_Raw data_:
______________________________
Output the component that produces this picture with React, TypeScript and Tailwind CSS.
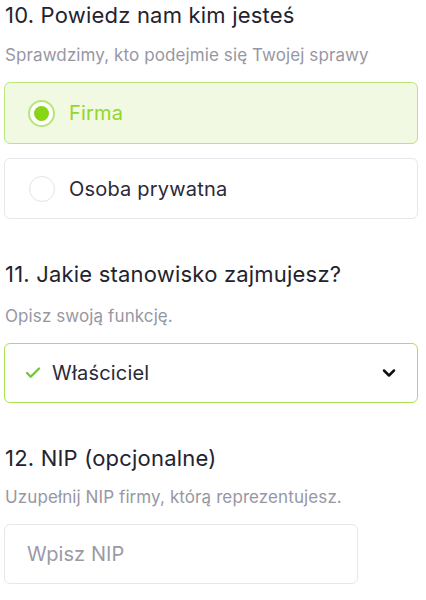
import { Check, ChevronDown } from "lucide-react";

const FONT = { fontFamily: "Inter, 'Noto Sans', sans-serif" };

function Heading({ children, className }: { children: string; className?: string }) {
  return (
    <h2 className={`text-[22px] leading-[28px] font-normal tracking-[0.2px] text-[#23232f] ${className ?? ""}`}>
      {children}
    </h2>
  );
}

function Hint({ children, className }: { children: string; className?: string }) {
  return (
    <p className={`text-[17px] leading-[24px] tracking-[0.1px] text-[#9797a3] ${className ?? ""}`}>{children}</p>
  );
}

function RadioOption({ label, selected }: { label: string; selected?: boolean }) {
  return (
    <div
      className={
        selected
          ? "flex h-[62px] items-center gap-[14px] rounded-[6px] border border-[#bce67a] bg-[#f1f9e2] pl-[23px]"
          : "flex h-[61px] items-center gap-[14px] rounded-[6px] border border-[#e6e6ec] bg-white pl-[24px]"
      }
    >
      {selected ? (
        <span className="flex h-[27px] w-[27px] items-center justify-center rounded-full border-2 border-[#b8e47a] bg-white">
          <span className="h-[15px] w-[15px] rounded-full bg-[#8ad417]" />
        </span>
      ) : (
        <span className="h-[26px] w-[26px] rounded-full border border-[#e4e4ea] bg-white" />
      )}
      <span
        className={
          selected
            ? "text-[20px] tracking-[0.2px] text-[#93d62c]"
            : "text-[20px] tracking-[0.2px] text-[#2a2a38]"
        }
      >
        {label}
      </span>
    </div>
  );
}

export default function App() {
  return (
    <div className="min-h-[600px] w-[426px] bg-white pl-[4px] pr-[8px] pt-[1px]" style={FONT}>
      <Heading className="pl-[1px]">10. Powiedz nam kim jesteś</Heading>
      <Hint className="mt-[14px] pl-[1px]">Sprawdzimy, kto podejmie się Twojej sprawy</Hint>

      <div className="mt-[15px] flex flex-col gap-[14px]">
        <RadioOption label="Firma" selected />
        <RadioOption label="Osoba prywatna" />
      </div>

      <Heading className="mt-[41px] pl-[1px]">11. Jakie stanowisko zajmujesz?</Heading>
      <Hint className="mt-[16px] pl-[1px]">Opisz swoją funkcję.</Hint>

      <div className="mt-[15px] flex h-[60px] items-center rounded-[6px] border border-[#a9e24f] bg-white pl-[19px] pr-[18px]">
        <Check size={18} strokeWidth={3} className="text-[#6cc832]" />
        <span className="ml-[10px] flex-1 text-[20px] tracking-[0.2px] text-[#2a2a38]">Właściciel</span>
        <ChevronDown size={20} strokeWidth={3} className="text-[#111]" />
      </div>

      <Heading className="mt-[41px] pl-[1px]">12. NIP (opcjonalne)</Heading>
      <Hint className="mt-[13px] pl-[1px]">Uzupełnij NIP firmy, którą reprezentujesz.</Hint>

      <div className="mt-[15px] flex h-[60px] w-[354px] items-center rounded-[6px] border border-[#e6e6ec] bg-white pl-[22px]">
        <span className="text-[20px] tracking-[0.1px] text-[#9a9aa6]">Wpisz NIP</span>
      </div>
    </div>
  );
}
______________________________
_Task requirements_:
Pictures are excluded; copy all other data exactly as shown.

_Full answer_:
Output the component that produces this picture with React, TypeScript and Tailwind CSS.
import { Check, ChevronDown } from "lucide-react";

const FONT = { fontFamily: "Inter, 'Noto Sans', sans-serif" };

function Heading({ children, className }: { children: string; className?: string }) {
  return (
    <h2 className={`text-[22px] leading-[28px] font-normal tracking-[0.2px] text-[#23232f] ${className ?? ""}`}>
      {children}
    </h2>
  );
}

function Hint({ children, className }: { children: string; className?: string }) {
  return (
    <p className={`text-[17px] leading-[24px] tracking-[0.1px] text-[#9797a3] ${className ?? ""}`}>{children}</p>
  );
}

function RadioOption({ label, selected }: { label: string; selected?: boolean }) {
  return (
    <div
      className={
        selected
          ? "flex h-[62px] items-center gap-[14px] rounded-[6px] border border-[#bce67a] bg-[#f1f9e2] pl-[23px]"
          : "flex h-[61px] items-center gap-[14px] rounded-[6px] border border-[#e6e6ec] bg-white pl-[24px]"
      }
    >
      {selected ? (
        <span className="flex h-[27px] w-[27px] items-center justify-center rounded-full border-2 border-[#b8e47a] bg-white">
          <span className="h-[15px] w-[15px] rounded-full bg-[#8ad417]" />
        </span>
      ) : (
        <span className="h-[26px] w-[26px] rounded-full border border-[#e4e4ea] bg-white" />
      )}
      <span
        className={
          selected
            ? "text-[20px] tracking-[0.2px] text-[#93d62c]"
            : "text-[20px] tracking-[0.2px] text-[#2a2a38]"
        }
      >
        {label}
      </span>
    </div>
  );
}

export default function App() {
  return (
    <div className="min-h-[600px] w-[426px] bg-white pl-[4px] pr-[8px] pt-[1px]" style={FONT}>
      <Heading className="pl-[1px]">10. Powiedz nam kim jesteś</Heading>
      <Hint className="mt-[14px] pl-[1px]">Sprawdzimy, kto podejmie się Twojej sprawy</Hint>

      <div className="mt-[15px] flex flex-col gap-[14px]">
        <RadioOption label="Firma" selected />
        <RadioOption label="Osoba prywatna" />
      </div>

      <Heading className="mt-[41px] pl-[1px]">11. Jakie stanowisko zajmujesz?</Heading>
      <Hint className="mt-[16px] pl-[1px]">Opisz swoją funkcję.</Hint>

      <div className="mt-[15px] flex h-[60px] items-center rounded-[6px] border border-[#a9e24f] bg-white pl-[19px] pr-[18px]">
        <Check size={18} strokeWidth={3} className="text-[#6cc832]" />
        <span className="ml-[10px] flex-1 text-[20px] tracking-[0.2px] text-[#2a2a38]">Właściciel</span>
        <ChevronDown size={20} strokeWidth={3} className="text-[#111]" />
      </div>

      <Heading className="mt-[41px] pl-[1px]">12. NIP (opcjonalne)</Heading>
      <Hint className="mt-[13px] pl-[1px]">Uzupełnij NIP firmy, którą reprezentujesz.</Hint>

      <div className="mt-[15px] flex h-[60px] w-[354px] items-center rounded-[6px] border border-[#e6e6ec] bg-white pl-[22px]">
        <span className="text-[20px] tracking-[0.1px] text-[#9a9aa6]">Wpisz NIP</span>
      </div>
    </div>
  );
}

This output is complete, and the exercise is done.